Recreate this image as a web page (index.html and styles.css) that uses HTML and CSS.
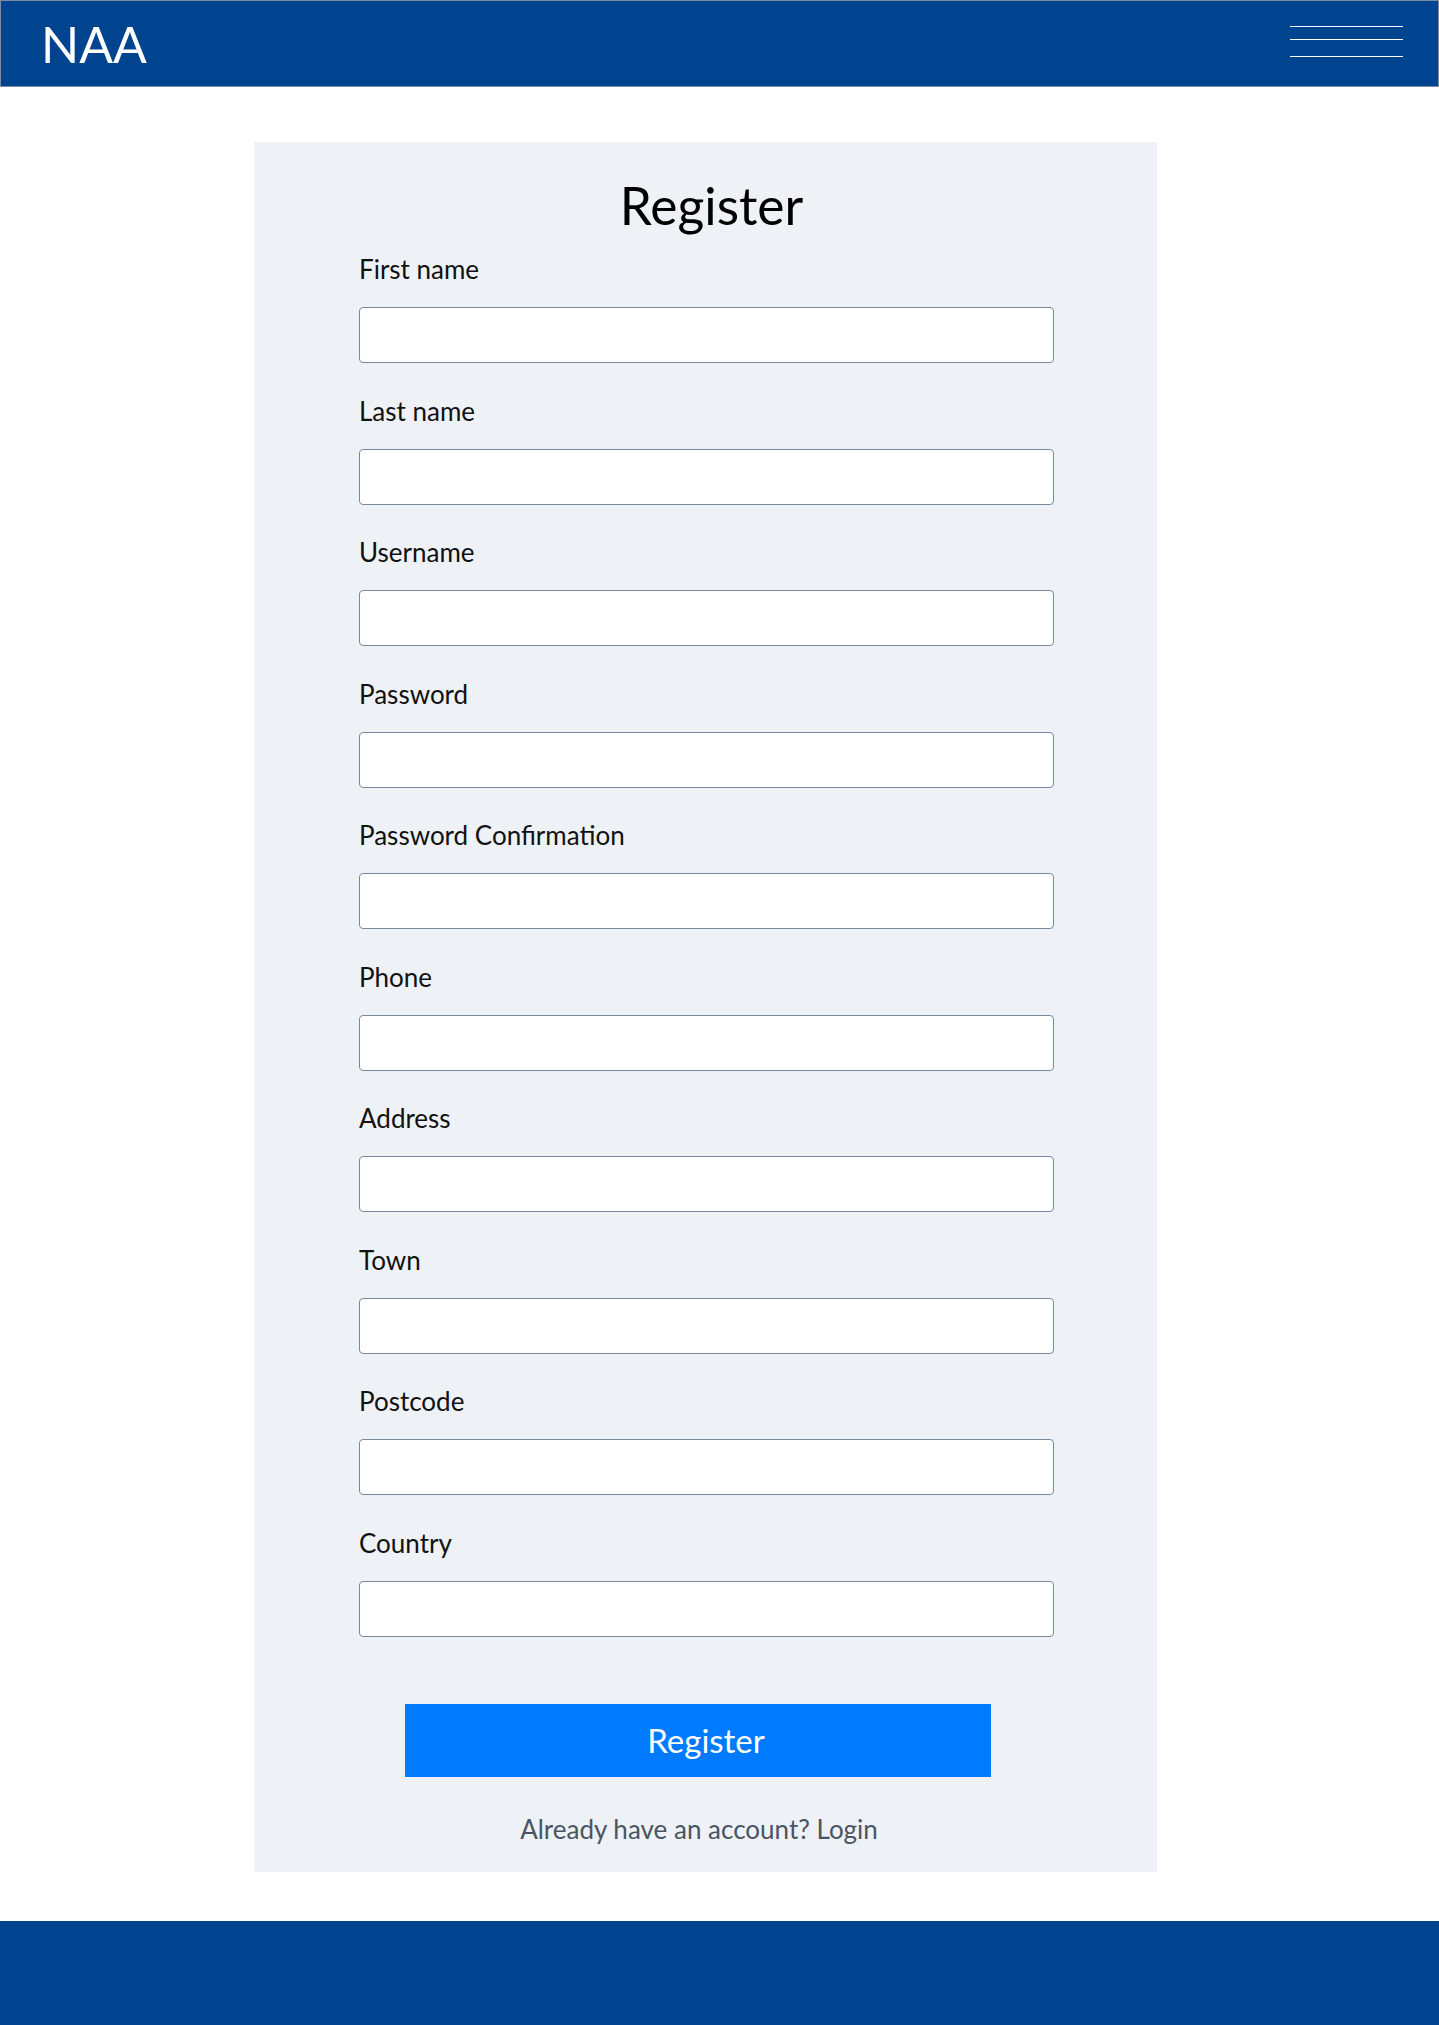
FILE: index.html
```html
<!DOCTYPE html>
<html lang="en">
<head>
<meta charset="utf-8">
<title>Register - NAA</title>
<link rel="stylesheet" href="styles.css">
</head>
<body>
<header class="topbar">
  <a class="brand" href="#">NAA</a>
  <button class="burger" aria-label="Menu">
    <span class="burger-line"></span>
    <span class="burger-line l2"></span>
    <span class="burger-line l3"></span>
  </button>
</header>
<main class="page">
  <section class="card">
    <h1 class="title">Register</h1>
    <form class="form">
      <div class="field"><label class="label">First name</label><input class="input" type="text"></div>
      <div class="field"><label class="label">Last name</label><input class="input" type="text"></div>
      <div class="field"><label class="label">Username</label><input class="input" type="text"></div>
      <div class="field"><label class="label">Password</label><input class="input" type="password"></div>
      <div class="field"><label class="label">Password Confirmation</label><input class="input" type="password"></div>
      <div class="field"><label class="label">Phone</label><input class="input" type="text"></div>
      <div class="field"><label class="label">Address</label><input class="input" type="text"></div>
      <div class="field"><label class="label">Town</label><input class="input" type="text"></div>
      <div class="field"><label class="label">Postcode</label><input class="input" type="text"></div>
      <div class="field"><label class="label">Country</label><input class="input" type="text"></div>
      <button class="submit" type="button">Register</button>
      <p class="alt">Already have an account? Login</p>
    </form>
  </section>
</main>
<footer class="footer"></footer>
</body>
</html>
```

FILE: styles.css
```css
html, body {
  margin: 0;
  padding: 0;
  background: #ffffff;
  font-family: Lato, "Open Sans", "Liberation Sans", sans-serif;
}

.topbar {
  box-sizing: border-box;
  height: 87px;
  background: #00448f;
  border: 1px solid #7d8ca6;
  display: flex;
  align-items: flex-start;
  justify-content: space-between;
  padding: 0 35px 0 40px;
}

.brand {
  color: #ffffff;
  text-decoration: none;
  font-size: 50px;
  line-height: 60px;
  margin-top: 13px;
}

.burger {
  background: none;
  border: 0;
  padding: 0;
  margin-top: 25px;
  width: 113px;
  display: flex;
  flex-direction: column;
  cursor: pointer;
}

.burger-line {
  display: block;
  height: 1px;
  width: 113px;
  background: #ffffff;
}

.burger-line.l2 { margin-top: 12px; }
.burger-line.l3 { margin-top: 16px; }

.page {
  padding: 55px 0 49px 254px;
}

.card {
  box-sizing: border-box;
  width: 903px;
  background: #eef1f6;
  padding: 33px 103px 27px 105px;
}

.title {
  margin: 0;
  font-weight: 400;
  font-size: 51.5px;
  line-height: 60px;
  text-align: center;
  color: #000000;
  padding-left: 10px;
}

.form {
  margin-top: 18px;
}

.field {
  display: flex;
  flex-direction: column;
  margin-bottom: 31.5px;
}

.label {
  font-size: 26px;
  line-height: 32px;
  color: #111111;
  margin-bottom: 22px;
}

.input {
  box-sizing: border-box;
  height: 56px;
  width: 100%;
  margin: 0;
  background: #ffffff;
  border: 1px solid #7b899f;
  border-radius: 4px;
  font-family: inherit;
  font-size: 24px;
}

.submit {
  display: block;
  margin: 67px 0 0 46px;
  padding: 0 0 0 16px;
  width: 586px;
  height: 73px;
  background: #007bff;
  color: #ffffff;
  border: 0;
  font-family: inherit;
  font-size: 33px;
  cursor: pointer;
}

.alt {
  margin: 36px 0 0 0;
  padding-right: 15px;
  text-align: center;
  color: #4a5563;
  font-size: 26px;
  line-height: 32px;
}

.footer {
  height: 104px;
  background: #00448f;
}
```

--------------------

• _Required task_
Write out each line of the data exactly; the images should be left out.

• _Answer to this exercise_
Recreate this image as a web page (index.html and styles.css) that uses HTML and CSS.
FILE: index.html
```html
<!DOCTYPE html>
<html lang="en">
<head>
<meta charset="utf-8">
<title>Register - NAA</title>
<link rel="stylesheet" href="styles.css">
</head>
<body>
<header class="topbar">
  <a class="brand" href="#">NAA</a>
  <button class="burger" aria-label="Menu">
    <span class="burger-line"></span>
    <span class="burger-line l2"></span>
    <span class="burger-line l3"></span>
  </button>
</header>
<main class="page">
  <section class="card">
    <h1 class="title">Register</h1>
    <form class="form">
      <div class="field"><label class="label">First name</label><input class="input" type="text"></div>
      <div class="field"><label class="label">Last name</label><input class="input" type="text"></div>
      <div class="field"><label class="label">Username</label><input class="input" type="text"></div>
      <div class="field"><label class="label">Password</label><input class="input" type="password"></div>
      <div class="field"><label class="label">Password Confirmation</label><input class="input" type="password"></div>
      <div class="field"><label class="label">Phone</label><input class="input" type="text"></div>
      <div class="field"><label class="label">Address</label><input class="input" type="text"></div>
      <div class="field"><label class="label">Town</label><input class="input" type="text"></div>
      <div class="field"><label class="label">Postcode</label><input class="input" type="text"></div>
      <div class="field"><label class="label">Country</label><input class="input" type="text"></div>
      <button class="submit" type="button">Register</button>
      <p class="alt">Already have an account? Login</p>
    </form>
  </section>
</main>
<footer class="footer"></footer>
</body>
</html>
```

FILE: styles.css
```css
html, body {
  margin: 0;
  padding: 0;
  background: #ffffff;
  font-family: Lato, "Open Sans", "Liberation Sans", sans-serif;
}

.topbar {
  box-sizing: border-box;
  height: 87px;
  background: #00448f;
  border: 1px solid #7d8ca6;
  display: flex;
  align-items: flex-start;
  justify-content: space-between;
  padding: 0 35px 0 40px;
}

.brand {
  color: #ffffff;
  text-decoration: none;
  font-size: 50px;
  line-height: 60px;
  margin-top: 13px;
}

.burger {
  background: none;
  border: 0;
  padding: 0;
  margin-top: 25px;
  width: 113px;
  display: flex;
  flex-direction: column;
  cursor: pointer;
}

.burger-line {
  display: block;
  height: 1px;
  width: 113px;
  background: #ffffff;
}

.burger-line.l2 { margin-top: 12px; }
.burger-line.l3 { margin-top: 16px; }

.page {
  padding: 55px 0 49px 254px;
}

.card {
  box-sizing: border-box;
  width: 903px;
  background: #eef1f6;
  padding: 33px 103px 27px 105px;
}

.title {
  margin: 0;
  font-weight: 400;
  font-size: 51.5px;
  line-height: 60px;
  text-align: center;
  color: #000000;
  padding-left: 10px;
}

.form {
  margin-top: 18px;
}

.field {
  display: flex;
  flex-direction: column;
  margin-bottom: 31.5px;
}

.label {
  font-size: 26px;
  line-height: 32px;
  color: #111111;
  margin-bottom: 22px;
}

.input {
  box-sizing: border-box;
  height: 56px;
  width: 100%;
  margin: 0;
  background: #ffffff;
  border: 1px solid #7b899f;
  border-radius: 4px;
  font-family: inherit;
  font-size: 24px;
}

.submit {
  display: block;
  margin: 67px 0 0 46px;
  padding: 0 0 0 16px;
  width: 586px;
  height: 73px;
  background: #007bff;
  color: #ffffff;
  border: 0;
  font-family: inherit;
  font-size: 33px;
  cursor: pointer;
}

.alt {
  margin: 36px 0 0 0;
  padding-right: 15px;
  text-align: center;
  color: #4a5563;
  font-size: 26px;
  line-height: 32px;
}

.footer {
  height: 104px;
  background: #00448f;
}
```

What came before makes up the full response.